A print narrative is the authored story a print tells through its composition, color, scale, and placement within a collection. It is what separates print as decoration from print as architecture — the difference between a pattern that fills a surface and a print that carries the collection's argument.
The greatest collections in contemporary fashion are built on a principle that most brands have yet to fully comprehend: prints are not decoration. They are narrative architecture. They form the skeletal structure upon which color, silhouette, and conceptual intent hang. A print without narrative is simply a pattern — a surface pleasant enough but fundamentally inert. A print with narrative is authored, directed, weighted with the singular point of view that separates a collection from a catalog.
This essay is about that distinction — and why the houses that understand it build collections that are remembered.
Beyond Decoration: Print as Narrative Architecture
For decades, the luxury fashion industry treated prints as a secondary concern. Prints were practical. They masked imperfections. They provided seasonal flexibility — the same dress, ten colorways. But somewhere in the last decade, a fundamental shift occurred. The most thoughtful houses began to recognize that prints could do what silhouettes alone could not. A print carries culture. It carries history. It carries an author's hand.
When Missoni built an empire on interlocking geometry, they weren't decorating knitwear. They were writing a visual language so distinct, so singular, that the print itself became inseparable from the brand's identity. When Marimekko emerged from Helsinki with oversized florals, they weren't adding ornament. They were making a declaration about scale, about boldness, about the refusal to whisper. These prints became the primary language of their collections — not supporting players, but central narratives.

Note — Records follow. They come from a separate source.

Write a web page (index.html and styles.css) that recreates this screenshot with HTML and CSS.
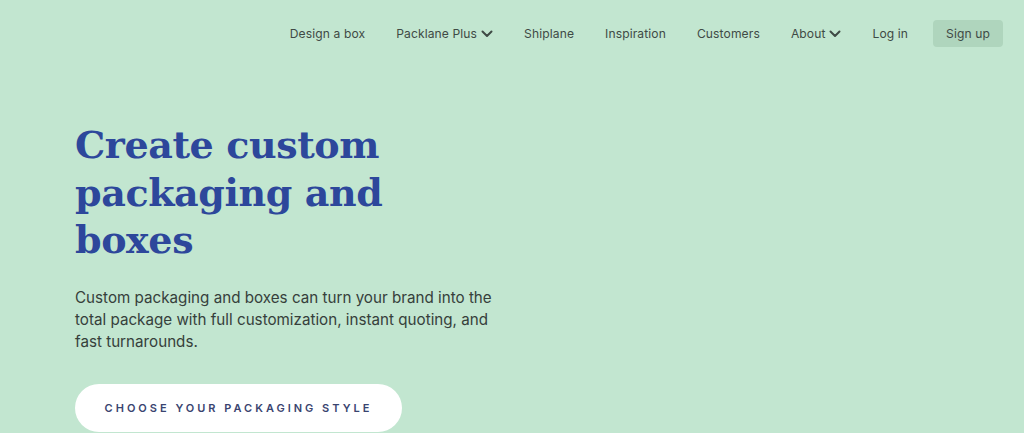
FILE: index.html
```html
<!DOCTYPE html>
<html lang="en">
<head>
<meta charset="utf-8">
<title>Packlane</title>
<link rel="stylesheet" href="styles.css">
</head>
<body>
<header class="nav">
  <a class="nav-link" href="#">Design a box</a>
  <a class="nav-link" href="#">Packlane Plus <svg class="chev" viewBox="0 0 12 8" width="12" height="8"><path d="M1.5 1.5 L6 6 L10.5 1.5" fill="none" stroke="currentColor" stroke-width="2" stroke-linecap="round" stroke-linejoin="round"/></svg></a>
  <a class="nav-link" href="#">Shiplane</a>
  <a class="nav-link" href="#">Inspiration</a>
  <a class="nav-link" href="#">Customers</a>
  <a class="nav-link" href="#">About <svg class="chev" viewBox="0 0 12 8" width="12" height="8"><path d="M1.5 1.5 L6 6 L10.5 1.5" fill="none" stroke="currentColor" stroke-width="2" stroke-linecap="round" stroke-linejoin="round"/></svg></a>
  <a class="nav-link" href="#">Log in</a>
  <a class="nav-link signup" href="#">Sign up</a>
</header>
<main class="hero">
  <h1 class="title">Create custom packaging and boxes</h1>
  <p class="lead">Custom packaging and boxes can turn your brand into the total package with full customization, instant quoting, and fast turnarounds.</p>
  <a class="cta" href="#">CHOOSE YOUR PACKAGING STYLE</a>
</main>
</body>
</html>
```
FILE: styles.css
```css
html, body {
  margin: 0;
  padding: 0;
  height: 100%;
}
body {
  background: #c2e6d0;
  font-family: "Inter", "Noto Sans", sans-serif;
  overflow: hidden;
}
.nav {
  display: flex;
  justify-content: flex-end;
  align-items: center;
  gap: 31px;
  padding: 19px 21px 0 0;
  height: 28px;
}
.nav-link {
  display: flex;
  align-items: center;
  gap: 4px;
  color: #3f4a45;
  font-size: 12.1px;
  text-decoration: none;
  letter-spacing: 0.1px;
  padding-top: 1px;
}
.chev {
  margin-top: 1px;
}
.signup {
  background: #afd5bd;
  border-radius: 4px;
  height: 27px;
  padding: 0 13px;
  margin-left: -6px;
}
.hero {
  padding: 0 0 0 75px;
}
.title {
  margin: 74px 0 0 0;
  width: 340px;
  font-family: "DejaVu Serif", "Liberation Serif", serif;
  font-weight: 700;
  font-size: 38px;
  line-height: 47.5px;
  letter-spacing: -0.4px;
  color: #2d479b;
}
.lead {
  margin: 23px 0 0 0;
  width: 432px;
  font-size: 15.2px;
  line-height: 22px;
  color: #36403b;
}
.cta {
  display: inline-flex;
  align-items: center;
  justify-content: center;
  margin-top: 31px;
  width: 327px;
  height: 48px;
  border-radius: 24px;
  background: #ffffff;
  color: #3a4470;
  font-size: 11px;
  font-weight: 600;
  letter-spacing: 3px;
  text-decoration: none;
}
```
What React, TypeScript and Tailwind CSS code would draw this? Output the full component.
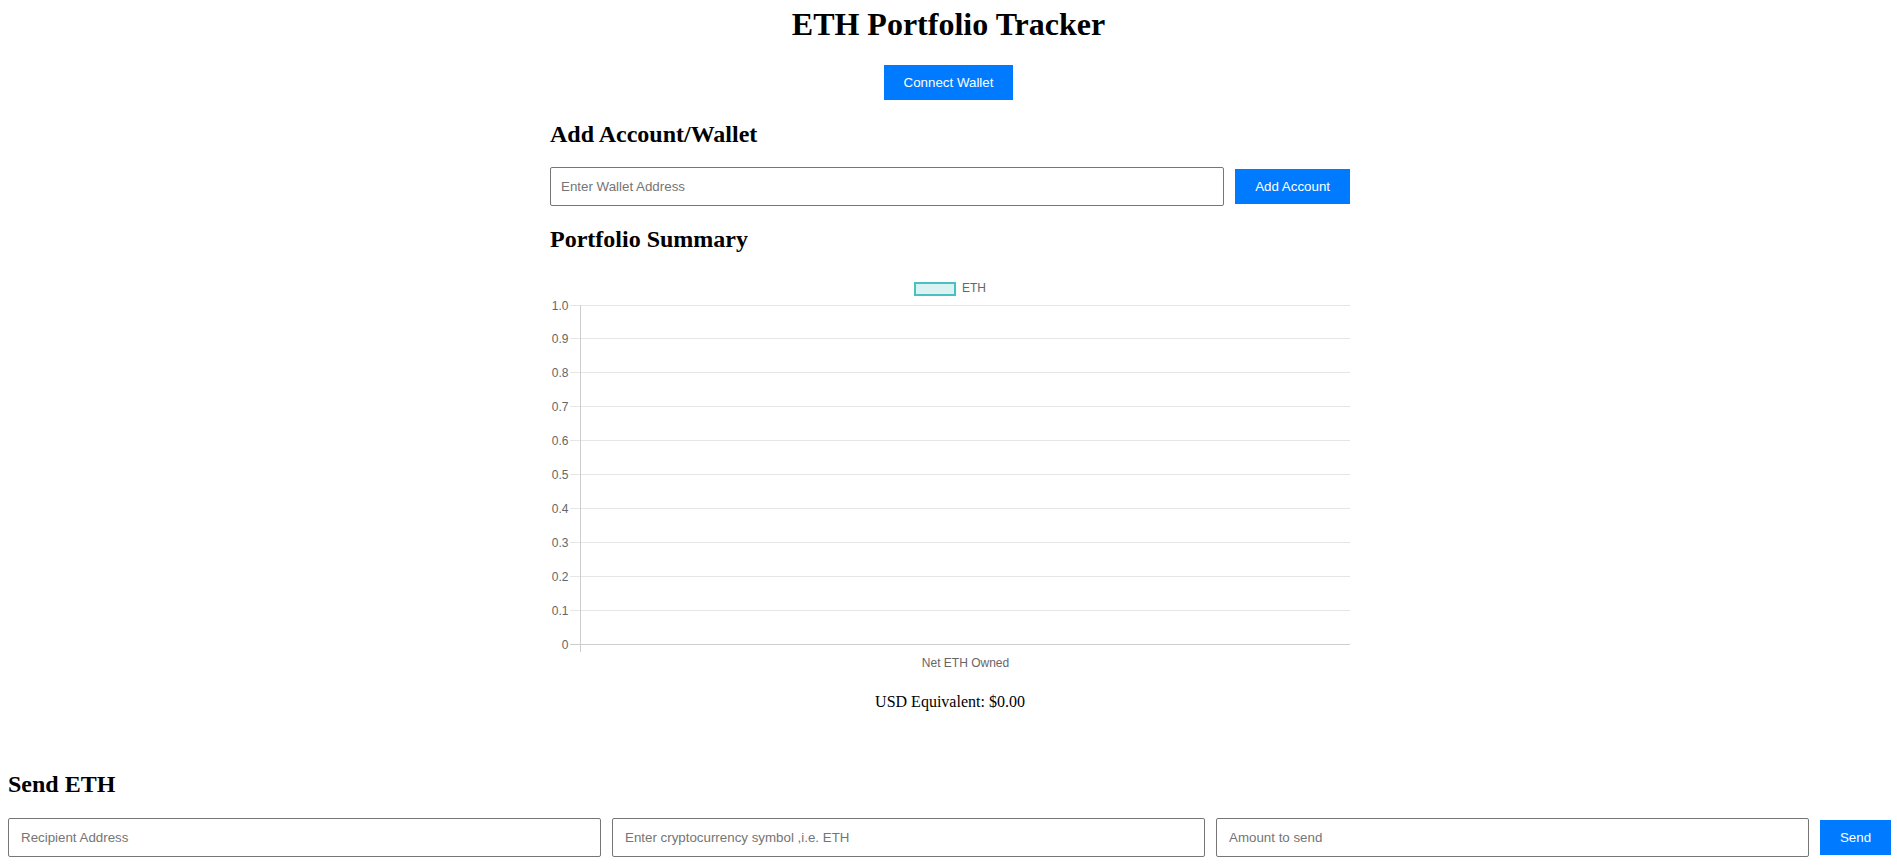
import React from "react"

const ticks = ["1.0", "0.9", "0.8", "0.7", "0.6", "0.5", "0.4", "0.3", "0.2", "0.1", "0"]

function PortfolioChart() {
  return (
    <svg width="800" height="400" className="block" fontFamily="'Liberation Sans', Arial, sans-serif" fontSize="12">
      {/* legend */}
      <rect x="365" y="11" width="40" height="12" fill="rgba(75,192,192,0.2)" stroke="rgb(75,192,192)" strokeWidth="2" />
      <text x="412" y="20.3" fill="#666">ETH</text>

      {ticks.map((t, i) => {
        const y = (i === 0 ? 33 : 32 + 34 * i) + 0.5
        return (
          <g key={t}>
            <line x1="20" x2="800" y1={y} y2={y} stroke={i === 10 ? "#cdcdcd" : "#e6e6e6"} />
            <text x="18.5" y={y + 4} textAnchor="end" fill="#666">
              {t}
            </text>
          </g>
        )
      })}
      <line x1="30.5" x2="30.5" y1="33" y2="380" stroke="#cdcdcd" />

      <text x="415.5" y="394.5" textAnchor="middle" fill="#666">
        Net ETH Owned
      </text>
    </svg>
  )
}

export default function App() {
  return (
    <div className="min-h-screen bg-white pt-[6px] text-black font-['Liberation_Serif','Times_New_Roman',serif]">
      <h1 className="text-center text-[32px] font-bold leading-[36px]">ETH Portfolio Tracker</h1>

      <div className="mt-[23px] flex justify-center">
        <button className="h-[35px] bg-[#007bff] px-[20px] text-[13.33px] text-white font-['Liberation_Sans',Arial,sans-serif]">
          Connect Wallet
        </button>
      </div>

      <div className="mx-auto w-[803px] pl-[3px]">
        {/* Add account */}
        <h2 className="mt-[20px] text-[24px] font-bold leading-[28px]">Add Account/Wallet</h2>
        <div className="mt-[19px] flex items-center gap-[11px]">
          <input
            placeholder="Enter Wallet Address"
            className="h-[39px] flex-1 rounded-[2px] border border-[#767676] px-[10px] text-[13.33px] outline-none placeholder:text-[#757575] font-['Liberation_Sans',Arial,sans-serif]"
          />
          <button className="h-[35px] bg-[#007bff] px-[20px] text-[13.33px] text-white font-['Liberation_Sans',Arial,sans-serif]">
            Add Account
          </button>
        </div>

        {/* Summary */}
        <h2 className="mt-[19px] text-[24px] font-bold leading-[28px]">Portfolio Summary</h2>
        <div className="mt-[19px]">
          <PortfolioChart />
        </div>
        <p className="mt-[21px] text-center text-[16px] leading-[18px]">USD Equivalent: $0.00</p>
      </div>

      {/* Send */}
      <div className="ml-2 mr-[6px]">
        <h2 className="mt-[59px] text-[24px] font-bold leading-[28px]">Send ETH</h2>
        <div className="mt-[20px] flex items-center gap-[11px]">
          <input
            placeholder="Recipient Address"
            className="h-[39px] min-w-0 flex-1 rounded-[2px] border border-[#767676] px-[12px] text-[13.33px] outline-none placeholder:text-[#757575] font-['Liberation_Sans',Arial,sans-serif]"
          />
          <input
            placeholder="Enter cryptocurrency symbol ,i.e. ETH"
            className="h-[39px] min-w-0 flex-1 rounded-[2px] border border-[#767676] px-[12px] text-[13.33px] outline-none placeholder:text-[#757575] font-['Liberation_Sans',Arial,sans-serif]"
          />
          <input
            placeholder="Amount to send"
            className="h-[39px] min-w-0 flex-1 rounded-[2px] border border-[#767676] px-[12px] text-[13.33px] outline-none placeholder:text-[#757575] font-['Liberation_Sans',Arial,sans-serif]"
          />
          <button className="h-[35px] w-[71px] bg-[#007bff] text-[13.33px] text-white font-['Liberation_Sans',Arial,sans-serif]">
            Send
          </button>
        </div>
      </div>
    </div>
  )
}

The shift from decoration to narrative represents a maturation in how luxury brands think about surface. It requires understanding that a print's job is not to make something pretty. Its job is to tell a story so clearly that the collection's intent becomes inseparable from the print itself. When you see a print, you understand what the designer was thinking. You understand the collection's thesis. The surface becomes the argument.
A print without narrative is decoration. A print with narrative is architecture.

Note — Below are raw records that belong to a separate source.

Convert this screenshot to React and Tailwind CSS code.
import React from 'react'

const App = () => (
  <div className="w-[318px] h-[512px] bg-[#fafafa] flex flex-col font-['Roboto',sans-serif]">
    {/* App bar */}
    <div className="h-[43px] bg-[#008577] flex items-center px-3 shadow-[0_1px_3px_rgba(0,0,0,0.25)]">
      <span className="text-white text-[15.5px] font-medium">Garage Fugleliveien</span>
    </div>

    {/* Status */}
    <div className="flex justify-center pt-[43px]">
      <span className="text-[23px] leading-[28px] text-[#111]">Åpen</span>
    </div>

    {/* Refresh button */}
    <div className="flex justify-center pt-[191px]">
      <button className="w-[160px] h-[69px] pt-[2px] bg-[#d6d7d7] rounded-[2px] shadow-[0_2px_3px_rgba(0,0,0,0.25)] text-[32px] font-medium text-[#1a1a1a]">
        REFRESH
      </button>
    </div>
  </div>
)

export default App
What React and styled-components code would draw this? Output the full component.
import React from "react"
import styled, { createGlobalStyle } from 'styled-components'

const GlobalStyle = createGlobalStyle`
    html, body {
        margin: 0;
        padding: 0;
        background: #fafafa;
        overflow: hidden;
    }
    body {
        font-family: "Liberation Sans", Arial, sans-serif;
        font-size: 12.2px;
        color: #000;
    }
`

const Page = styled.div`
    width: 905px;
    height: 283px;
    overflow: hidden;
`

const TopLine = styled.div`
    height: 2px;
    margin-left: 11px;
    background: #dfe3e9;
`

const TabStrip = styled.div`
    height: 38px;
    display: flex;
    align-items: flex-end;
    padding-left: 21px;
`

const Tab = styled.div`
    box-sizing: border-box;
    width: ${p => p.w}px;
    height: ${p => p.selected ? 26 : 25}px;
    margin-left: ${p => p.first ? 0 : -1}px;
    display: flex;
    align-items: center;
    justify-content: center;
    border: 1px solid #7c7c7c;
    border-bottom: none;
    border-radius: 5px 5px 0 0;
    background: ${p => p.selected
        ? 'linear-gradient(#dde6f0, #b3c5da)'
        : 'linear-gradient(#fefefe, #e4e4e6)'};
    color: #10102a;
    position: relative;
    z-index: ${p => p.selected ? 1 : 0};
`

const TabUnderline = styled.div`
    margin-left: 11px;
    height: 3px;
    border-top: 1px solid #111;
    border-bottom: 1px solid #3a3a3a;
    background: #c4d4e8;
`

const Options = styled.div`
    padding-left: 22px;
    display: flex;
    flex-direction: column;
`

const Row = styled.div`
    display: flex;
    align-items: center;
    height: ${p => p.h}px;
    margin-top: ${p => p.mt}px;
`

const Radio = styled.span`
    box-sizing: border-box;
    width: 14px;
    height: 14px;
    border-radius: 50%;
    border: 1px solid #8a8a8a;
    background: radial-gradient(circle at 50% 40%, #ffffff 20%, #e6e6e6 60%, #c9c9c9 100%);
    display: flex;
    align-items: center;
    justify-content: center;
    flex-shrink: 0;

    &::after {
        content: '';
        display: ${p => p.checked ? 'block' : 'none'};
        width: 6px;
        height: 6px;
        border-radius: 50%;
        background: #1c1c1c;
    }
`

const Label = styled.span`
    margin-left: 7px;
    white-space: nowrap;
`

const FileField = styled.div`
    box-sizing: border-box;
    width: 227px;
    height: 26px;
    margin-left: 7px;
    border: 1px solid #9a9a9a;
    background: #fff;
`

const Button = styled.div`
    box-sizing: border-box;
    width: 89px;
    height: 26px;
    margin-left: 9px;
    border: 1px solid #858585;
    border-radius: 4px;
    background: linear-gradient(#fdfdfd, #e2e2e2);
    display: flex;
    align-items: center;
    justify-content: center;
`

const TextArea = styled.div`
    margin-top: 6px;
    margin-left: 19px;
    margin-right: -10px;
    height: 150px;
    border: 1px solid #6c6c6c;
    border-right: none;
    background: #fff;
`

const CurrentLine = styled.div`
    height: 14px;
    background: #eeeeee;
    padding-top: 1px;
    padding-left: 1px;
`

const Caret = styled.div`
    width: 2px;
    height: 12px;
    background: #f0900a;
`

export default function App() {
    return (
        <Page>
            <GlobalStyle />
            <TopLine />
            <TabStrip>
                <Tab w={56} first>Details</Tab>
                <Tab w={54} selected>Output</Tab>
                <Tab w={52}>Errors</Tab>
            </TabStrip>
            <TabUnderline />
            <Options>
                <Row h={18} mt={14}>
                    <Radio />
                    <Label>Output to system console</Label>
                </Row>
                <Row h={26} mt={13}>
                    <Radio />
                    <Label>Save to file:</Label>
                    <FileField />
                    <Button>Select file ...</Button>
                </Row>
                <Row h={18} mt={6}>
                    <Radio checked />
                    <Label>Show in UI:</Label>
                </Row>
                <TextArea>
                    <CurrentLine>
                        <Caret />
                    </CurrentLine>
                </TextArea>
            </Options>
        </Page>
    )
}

The Shift from Pattern to Story
A pattern is mathematical. Repeating. Predictable. A story, by contrast, is authored. It has perspective. It suggests intention. The transition from thinking in patterns to thinking in stories is where the most sophisticated collections differentiate themselves.
Consider the evolution. A brand starts with geometric patterns — safe, scalable, retail-friendly. These patterns work. They sell. But they don't speak. They don't suggest a particular moment, a particular mood, a particular creative conviction. Then the brand evolves. The geometry becomes less about decoration and more about conceptual exploration. The pattern begins to reference cultural moments, art historical precedent, or the designer's personal visual library. The pattern transforms from a surface treatment into a narrative device.
This transition requires a fundamental courage. It means accepting that not every print will work with every silhouette. It means saying no to retail flexibility in service of conceptual coherence. It means understanding that some prints are meant for specific moments in a collection — not as infinite variations across the range, but as singular statements that anchor a collection's narrative arc.
The brands that master this shift are the ones that understand a crucial truth: a print with a singular point of view, executed with conviction, will always outsell ten variations of a decorative pattern. Because a print with narrative creates desire. It creates aspiration. It creates the sense that the designer saw something specific, understood something specific, and expressed that understanding through surface.
The Grammar of a Print
There is a moment in the making of a print when a mark stops being a mark and becomes something else entirely. It acquires grammar. It begins to carry meaning not just in itself but in its relationship to everything around it: the interval, the weight, the direction, the silence between one element and the next.
Most decorative patterns never reach that moment. They accumulate. They repeat. They fill the surface competently, even pleasantly. But they do not speak. They have vocabulary without syntax, elements without logic. And a discerning eye, even one that cannot name what it notices, senses the difference immediately.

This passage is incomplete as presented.